KEY POINTS:
Willie Apiata went home to a hero's welcome and an emotional display that almost overwhelmed him.
As a gutsy, heartrending and impromptu haka rang out over the Te Kaha marae on the rugged eastern Bay of Plenty coast on Saturday, the man who won the Victoria Cross for saving his soldier mate's life in Afghanistan in 2004, clutched a greenstone mere, looked around several times and blinked heavily.
Corporal Bill Henry ("call me Willie") Apiata, VC, kept the tears at bay but it was a powerful and emotional moment.
While the country's only living VC hero only just managed to keep dry eyes, many of his family and the thousands of supporters who turned out to welcome him home pulled out their handkerchiefs.
Cpl Apiata, 35, was born Ngapuhi in the north but raised in the Te Whanau a Apanui tribal area in the eastern Bay of Plenty.
Yesterday, in a traditional Maori welcome, he returned to his home marae at Te Kaha on the coast north of Opotiki.
As he walked onto the marae beside his mother, Shirley, Prime Minister Helen Clark, chief of defence force, Lieutenant General Jerry Mateparae, and other dignitaries, he stopped to pick up a wooden mere carved in his honour as a revered Maori warrior and hero.
Two or three metres away a monument to the Maori dead of World War 2 bore the name of another east coast Maori to win the Victoria Cross, Lieutenant Moana Ngarimu.
He died with his tommy gun at his hip after leading Maori soldiers on a counter attack to take a strategic hill in North Africa in 1943.

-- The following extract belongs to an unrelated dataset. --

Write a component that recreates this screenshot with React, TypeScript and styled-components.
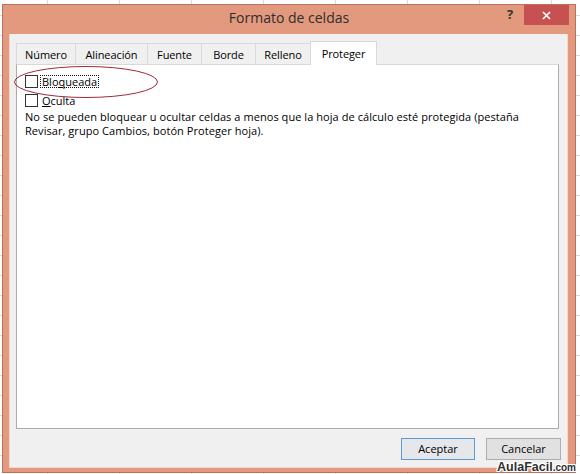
import React from "react";
import styled, { createGlobalStyle } from "styled-components";

const Global = createGlobalStyle`
  html, body { margin: 0; padding: 0; }
  body {
    background: #ffffff;
    font-family: "Open Sans", "Segoe UI", sans-serif;
    font-size: 11px;
    color: #000;
  }
`;

const Desk = styled.div`
  position: relative;
  width: 580px;
  height: 474px;
  overflow: hidden;
  box-sizing: border-box;
  padding: 4px 0 0 2px;
  background-color: #ffffff;
  background-image: linear-gradient(to right, #d9d9d9 1px, transparent 1px),
    linear-gradient(to bottom, #d9d9d9 1px, transparent 1px);
  background-size: 72px 20px;
  background-position: 47px 15px;
`;

const Window = styled.div`
  width: 574px;
  height: 469px;
  box-sizing: border-box;
  border: 1px solid #b9705f;
  background: #e2997d;
  display: flex;
  flex-direction: column;
`;

const TitleBar = styled.div`
  height: 29px;
  flex: none;
  display: grid;
  grid-template-columns: 1fr auto 1fr;
  align-items: start;
`;

const Title = styled.div`
  grid-column: 2;
  font-size: 14px;
  line-height: 26px;
  color: #2e2e2e;
`;

const Controls = styled.div`
  grid-column: 3;
  justify-self: end;
  display: flex;
  align-items: flex-start;
  gap: 2px;
  margin-right: 6px;
`;

const HelpButton = styled.div`
  width: 24px;
  height: 20px;
  line-height: 18px;
  text-align: center;
  font-size: 13px;
  font-weight: 700;
  color: #333;
`;

const CloseButton = styled.div`
  width: 45px;
  height: 20px;
  background: #c75050;
  display: flex;
  align-items: center;
  justify-content: center;
`;

const Client = styled.div`
  flex: 1;
  margin: 0 7px 4px 6px;
  border: 1px solid #f2d6cb;
  border-top: none;
  background: #f0f0f0;
  display: flex;
  flex-direction: column;
  padding: 7px 6px 7px 6px;
`;

const TabStrip = styled.div`
  position: relative;
  z-index: 1;
  height: 23px;
  display: flex;
  align-items: flex-end;
`;

const Tab = styled.div<{ $w: number; $active?: boolean }>`
  box-sizing: border-box;
  width: ${(p) => p.$w}px;
  height: ${(p) => (p.$active ? 24 : 21)}px;
  margin-bottom: ${(p) => (p.$active ? -1 : 0)}px;
  margin-left: -1px;
  &:first-child { margin-left: 0; }
  border: 1px solid #d9d9d9;
  border-bottom: none;
  background: ${(p) => (p.$active ? "#ffffff" : "#f0f0f0")};
  text-align: center;
  padding-top: ${(p) => (p.$active ? 3 : 2)}px;
  line-height: 18px;
  color: #000;
  letter-spacing: -0.1px;
`;

const Panel = styled.div`
  position: relative;
  flex: 1;
  margin-right: 2px;
  border: 1px solid #acacac;
  border-top-color: #d9d9d9;
  background: #ffffff;
  padding: 7px 8px 0 8px;
`;

const CheckRow = styled.div`
  height: 19px;
  display: flex;
  align-items: center;
`;

const Box = styled.span`
  width: 13px;
  height: 13px;
  box-sizing: border-box;
  border: 1px solid #333;
  background: #fff;
  flex: none;
`;

const Label = styled.span<{ $focus?: boolean }>`
  display: inline-block;
  margin-left: 2px;
  padding: 0 1px;
  line-height: 11px;
  border: 1px dotted ${(p) => (p.$focus ? "#111" : "transparent")};
`;

const Hint = styled.p`
  margin: 0;
  line-height: 14px;
  letter-spacing: 0.06px;
  white-space: nowrap;
`;

const Ellipse = styled.svg`
  position: absolute;
  left: -4px;
  top: 0;
  overflow: visible;
`;

const ButtonRow = styled.div`
  margin-top: 9px;
  display: flex;
  justify-content: flex-end;
  gap: 11px;
`;

const Button = styled.div<{ $default?: boolean }>`
  box-sizing: border-box;
  width: ${(p) => (p.$default ? 74 : 75)}px;
  height: 22px;
  line-height: 20px;
  text-align: center;
  background: ${(p) => (p.$default ? "#e5e7ea" : "#e1e1e1")};
  border: 1px solid ${(p) => (p.$default ? "#5a9bd6" : "#adadad")};
  color: #000;
`;

const Watermark = styled.div`
  position: absolute;
  right: 4px;
  bottom: -1px;
  font-family: "Liberation Sans", Arial, sans-serif;
  font-weight: 700;
  font-size: 12.5px;
  line-height: 14px;
  color: #2f2f2f;
  text-shadow: 1px 0 0 #fff, -1px 0 0 #fff, 0 1px 0 #fff, 0 -1px 0 #fff,
    1px 1px 0 #fff, -1px -1px 0 #fff, 1px -1px 0 #fff, -1px 1px 0 #fff;
`;

const Dom = styled.span`
  font-size: 10px;
`;

const tabs: { label: string; w: number }[] = [
  { label: "Número", w: 60 },
  { label: "Alineación", w: 73 },
  { label: "Fuente", w: 55 },
  { label: "Borde", w: 55 },
  { label: "Relleno", w: 56 },
];

export default function App() {
  return (
    <>
      <Global />
      <Desk>
        <Window>
          <TitleBar>
            <Title>Formato de celdas</Title>
            <Controls>
              <HelpButton>?</HelpButton>
              <CloseButton>
                <svg width="9" height="9" viewBox="0 0 9 9">
                  <path d="M1 1 L8 8 M8 1 L1 8" stroke="#fff" strokeWidth="1.7" />
                </svg>
              </CloseButton>
            </Controls>
          </TitleBar>
          <Client>
            <TabStrip>
              {tabs.map((t) => (
                <Tab key={t.label} $w={t.w}>
                  {t.label}
                </Tab>
              ))}
              <Tab $w={67} $active>
                Proteger
              </Tab>
            </TabStrip>
            <Panel>
              <Ellipse width="148" height="34">
                <ellipse
                  cx="73"
                  cy="17"
                  rx="71.5"
                  ry="15.5"
                  fill="none"
                  stroke="#a0293a"
                  strokeWidth="1"
                />
              </Ellipse>
              <CheckRow>
                <Box />
                <Label $focus>
                  Blo<u>q</u>ueada
                </Label>
              </CheckRow>
              <CheckRow>
                <Box />
                <Label>
                  <u>O</u>culta
                </Label>
              </CheckRow>
              <Hint>
                No se pueden bloquear u ocultar celdas a menos que la hoja de cálculo esté protegida (pestaña
                <br />
                Revisar, grupo Cambios, botón Proteger hoja).
              </Hint>
            </Panel>
            <ButtonRow>
              <Button $default>Aceptar</Button>
              <Button>Cancelar</Button>
            </ButtonRow>
          </Client>
        </Window>
        <Watermark>
          AulaFacil<Dom>.com</Dom>
        </Watermark>
      </Desk>
    </>
  );
}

Lt Ngarimu was only one of the East Coast Maori war dead remembered when Apiata and Miss Clark laid a wreath at the base of the memorial.
For Cpl Apiata it was a proud day for New Zealand, for Maori and for his family.

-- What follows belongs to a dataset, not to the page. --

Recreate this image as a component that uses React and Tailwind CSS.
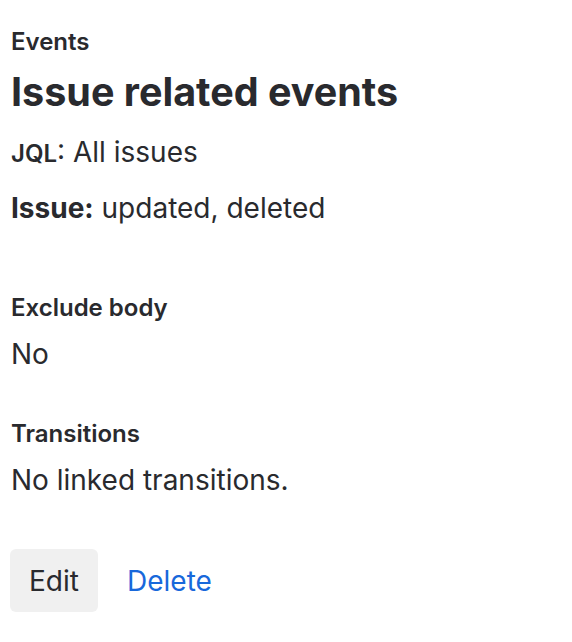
import React from 'react';

function Field({ label, children }) {
    return (
        <div className="flex flex-col">
            <div className="text-[24px] leading-[32px] font-semibold text-[#292a2e]">{label}</div>
            <div className="text-[28px] leading-[40px] text-[#292a2e] mt-[10px]">{children}</div>
        </div>
    );
}

export default function App() {
    return (
        <div className="min-h-screen bg-white px-[11px] pt-[26px] text-[#292a2e]" style={{ fontFamily: 'Inter, "Noto Sans", sans-serif' }}>
            <div className="text-[24px] leading-[32px] font-semibold">Events</div>
            <h1 className="text-[39.5px] leading-[48px] font-bold mt-[10px]">Issue related events</h1>
            <div className="text-[28px] leading-[40px] mt-[16px]">
                <span className="text-[24px] font-semibold">JQL</span>: All issues
            </div>
            <div className="text-[28px] leading-[40px] mt-[14px]">
                <span className="font-bold">Issue:</span> updated, deleted
            </div>
            <div className="flex flex-col gap-[44px] mt-[64px]">
                <Field label="Exclude body">No</Field>
                <Field label="Transitions">No linked transitions.</Field>
            </div>
            <div className="flex items-center gap-[29px] mt-[49px]">
                <button className="h-[63px] w-[88px] -ml-[1px] rounded-[6px] bg-[#f0f0f0] text-[28px] text-[#292a2e]">Edit</button>
                <button className="text-[28px] text-[#1868db]">Delete</button>
            </div>
        </div>
    );
}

Standing beside the memorial was a special moment, he said.
"It is quite a humble and emotional thing, standing in front of your ancestors and all those soldiers. I don't know how to explain it but one thing I would like to say is to all of New Zealand, to all of the people who are here today, my heart is warming.
"It is a very proud day for our country and I just can't say any more than that."
Was it a harder challenge coming home than the heroic act that saved his mate in Afghanistan in 2004?
"It is never a challenge coming home," he said.
The Special Air Services (SAS) soldier would not talk about his future in the military, other than to say he was a soldier and intended to stay a soldier for a long time.
Like his new hero status he was taking it one day at a time.
"It's an awesome, humbling feeling. It's a great day for Maori and for New Zealand.
"It's pretty emotional, aye?"
As the powhiri ended, moments after he was presented with a greenstone mere, the impromptu haka by Te Kaha men echoed around the marae and stopped him in his tracks.
That was "something you can't train for. There are just some real awesome people here today, lots of tribes, lots of Maori, it's just a great day for us."
He said the day was more than he expected and the day was not about tribes.
"They are just proud to be Maori and New Zealanders. This is a great day for our country and it is awesome to come home and celebrate it with these people."
Asked if he just wanted out of the limelight and to get back to soldiering and a little bit of pig hunting, he replied: "Like I said, I take it one day at a time.
"I am just here to celebrate this great day with the whanau, Ngapui, Ngati Porou and all the other people who have turned up today."
As the Te Kaha marae prepared to welcome home the country's only living Victoria Cross winner yesterday, his old friend Reuben Parkinson, told of the other side of his SAS mate.
"He has a really good sense of humour, the real life of the party. When he was around there was always something going on and not just mischief, it was always good fun, songs and something always going on."
He was, said Mr Parkinson, the sort of Kiwi bloke everyone wanted to be.
"He is one of the best outdoors men you can have. On untold occasions we have been pig hunting together and in the bush together and he has got a really good sense of surroundings in the bush and survival. Now he is in the SAS, I suppose he'll be even better."
He was not surprised Apiata turned out a VC hero.
"When I first heard I thought, yep, yep, that sounds like Wills."
He said he was a man who went out of his way to look after his mates which was what he did to win the Victoria Cross.
The pride the people of the eastern Bay of Plenty felt in Apiata was hard to express.
"We all need positive and good role models. It is awesome."